Practical Ways Parents Can Support Montessori Culture at Home

  • Create a small nature table where your child can place leaves, stones, flowers or shells collected outdoors. Rotate items seasonally and invite quiet observation.

  • Place a simple world map at child height and refer to it naturally in conversation about travel, food, animals or family origins.

  • Use accurate vocabulary when naming plants, animals and geographical features. Clear language strengthens conceptual precision.

  • Encourage classification games using everyday objects such as sorting kitchen items by material, animals by habitat or books by topic.

  • Spend time outdoors regularly and allow exploration without haste. Extended observation supports sustained attention.

  • Read factual books about animals, continents and the natural world alongside storybooks to connect imagination with reality.

  • Involve children in cooking and discuss where ingredients originate and how they grow.

  • Respond to questions with honesty and model how to seek further information together when needed.

  • Create environments that protect attention so concentration can deepen.

  • Follow your child’s interests and allow repetition.

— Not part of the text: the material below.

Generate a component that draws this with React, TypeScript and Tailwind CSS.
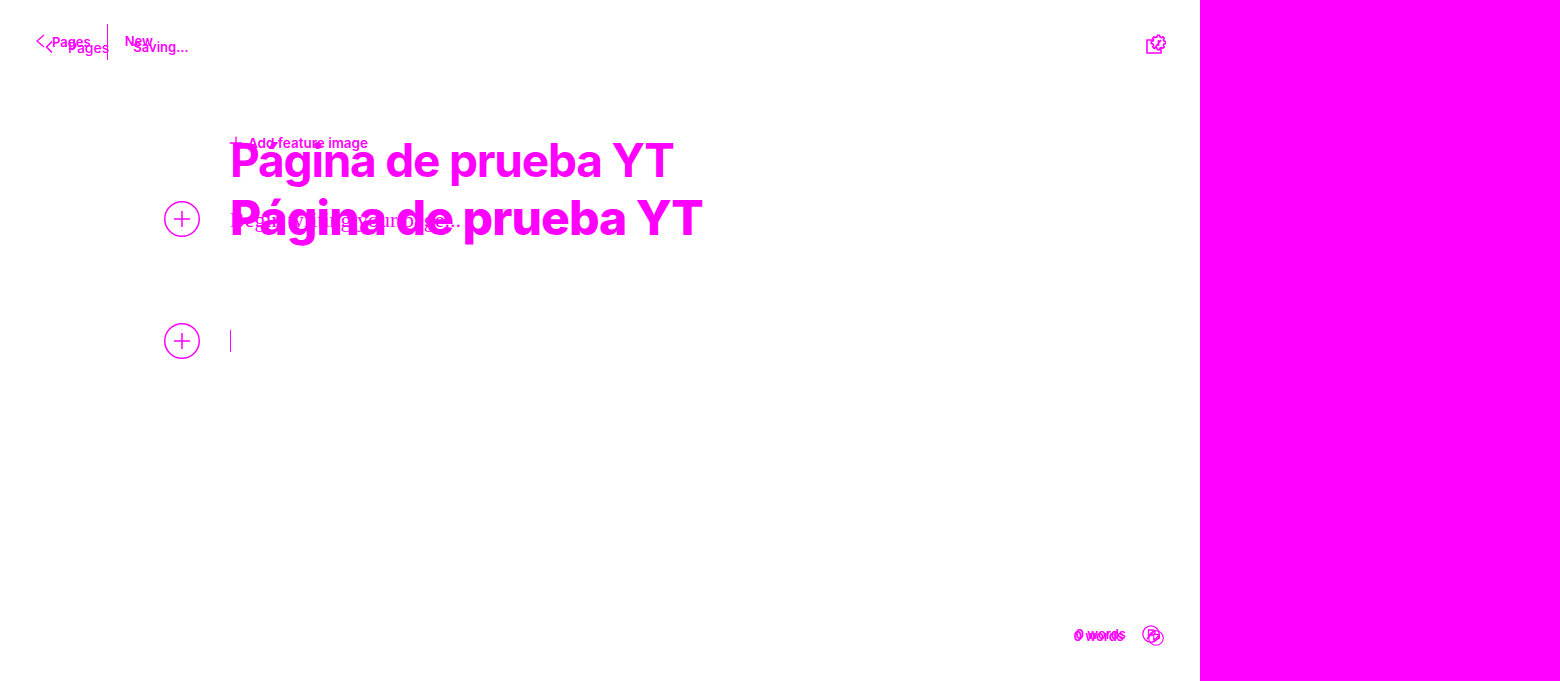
import { ChevronLeft, Plus } from 'lucide-react';

const inter = 'font-["Inter",sans-serif]';

function CirclePlus() {
  return (
    <svg className="w-9 h-9 shrink-0" viewBox="0 0 36 36" fill="none" stroke="currentColor" strokeWidth={1.5}>
      <circle cx="18" cy="18" r="17.25" />
      <path d="M10 18h16M18 10v16" />
    </svg>
  );
}

function WordCount({ size }: { size: string }) {
  return (
    <svg className={size} viewBox="0 0 18 18" fill="none" stroke="currentColor" strokeWidth={1.3}>
      <circle cx="9" cy="9" r="8.2" />
      <path d="M6.5 13.5V5h4a2.5 2.5 0 0 1 0 5h-4M5 14 13 5" />
    </svg>
  );
}

function Settings() {
  return (
    <svg className="w-5 h-5" viewBox="0 0 20 20" fill="none" stroke="currentColor" strokeWidth={1.6}>
      <path d="M7 6H1v13h14v-6" />
      <path d="M11.5 1.2h2l.4 1.7 1.5.7 1.5-.9 1.4 1.4-.9 1.5.6 1.5 1.7.4v2l-1.7.4-.6 1.5.9 1.5-1.4 1.4-1.5-.9-1.5.6-.4 1.7h-2l-.4-1.7-1.5-.6-1.5.9-1.4-1.4.9-1.5-.6-1.5-1.7-.4v-2l1.7-.4.6-1.5-.9-1.5 1.4-1.4 1.5.9 1.5-.7z" />
      <path d="M12.5 6v6M8 15l7-9" />
    </svg>
  );
}

export default function App() {
  return (
    <div className={`flex w-[1560px] h-[681px] bg-white text-[#ff00ff] overflow-hidden ${inter}`}>
      <main className="relative w-[1200px] h-full">
        {/* first editor layer: big title */}
        <div className="flex flex-col h-full">
          <header className="flex items-center h-9 mt-6 pl-[36px] text-[13px] font-semibold">
            <svg className="w-[9px] h-[14px] mr-[7px] -mt-[2px]" viewBox="0 0 9 14" fill="none" stroke="currentColor" strokeWidth={1.3}>
              <path d="M8 1 1 7l7 6" />
            </svg>
            <span className="mt-[2px]">Pages</span>
            <div className="w-px h-9 bg-[#ff00ff] ml-[16px]" />
            <span className="ml-[17px]">New</span>
          </header>
          <section className="flex items-center mt-[129px] pl-[230px]">
            <h1 className="text-[48px] leading-[58px] font-extrabold tracking-[-0.95px]">Página de prueba YT</h1>
          </section>
          <div className="flex items-center mt-[76px] pl-[164px]">
            <CirclePlus />
            <div className="w-px h-[22px] bg-[#ff00ff] ml-[30px]" />
          </div>
          <footer className="mt-auto mb-[31px] flex items-center justify-end gap-6 pr-[36px] text-[13px] font-semibold">
            <span className="mb-1">0 words</span>
            <WordCount size="w-4 h-4" />
          </footer>
        </div>

        {/* second layer sits on top, a few pixels off */}
        <div className="absolute inset-0 flex flex-col">
          <header className="flex items-center h-5 mt-[37px] pl-[39px] text-[14px] font-medium">
            <ChevronLeft className="w-5 h-5 mr-[9px]" strokeWidth={2} />
            <span>Pages</span>
            <span className="ml-[24px] mt-[2px] text-[13px] font-semibold">Saving...</span>
            <div className="ml-auto mr-[34px] -mt-[6px]">
              <Settings />
            </div>
          </header>
          <button className="flex items-center gap-[2px] ml-[226px] mt-[76px] text-[13.5px] font-semibold h-5">
            <Plus className="w-5 h-5" strokeWidth={1.6} />
            <span>Add feature image</span>
          </button>
          <h2 className="ml-[230px] text-[46px] leading-[44px] font-bold tracking-[-1.2px] mt-[-15px]">Página de prueba YT</h2>
          <div className="flex items-center mt-[19px] pl-[164px]">
            <CirclePlus />
            <p className='ml-[30px] font-["Liberation_Serif",serif] text-[22px]'>Begin writing your page...</p>
          </div>
          <footer className="mt-auto mb-[37px] flex items-center justify-end gap-4 pr-[40px] text-[13px] font-semibold">
            <span>0 words</span>
            <WordCount size="w-[18px] h-[18px]" />
          </footer>
        </div>
      </main>
      <aside className="w-[360px] h-full bg-[#ff00ff]" />
    </div>
  );
}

Repetition stabilises knowledge and prepares the ground for extension.


Home and classroom operate in partnership. Each offers structure. Each offers reality. Together they affirm the child’s capacity to understand and to grow within an ordered, meaningful world. What begins as simple acts of naming and noticing gradually becomes a framework for thinking, a way of approaching complexity with calm and clarity.



References

Culverwell, E. P. (1913). The Montessori principles and practice. London: G. Bell and Sons.

Lillard, A. S. (2016). Montessori: The science behind the genius (3rd ed.). New York: Oxford University Press.

Montessori, M. (1912/1964). The Montessori method. New York: Schocken Books.

Montessori, M. (1949/2012). The absorbent mind. Oxford: Clio Press.

Montessori, M. (1948/2017). To educate the human potential. Chennai: Kalakshetra Press.

Séguin, E. (1866/1983). Idiocy and its treatment by the physiological method. New York: Teachers College Press.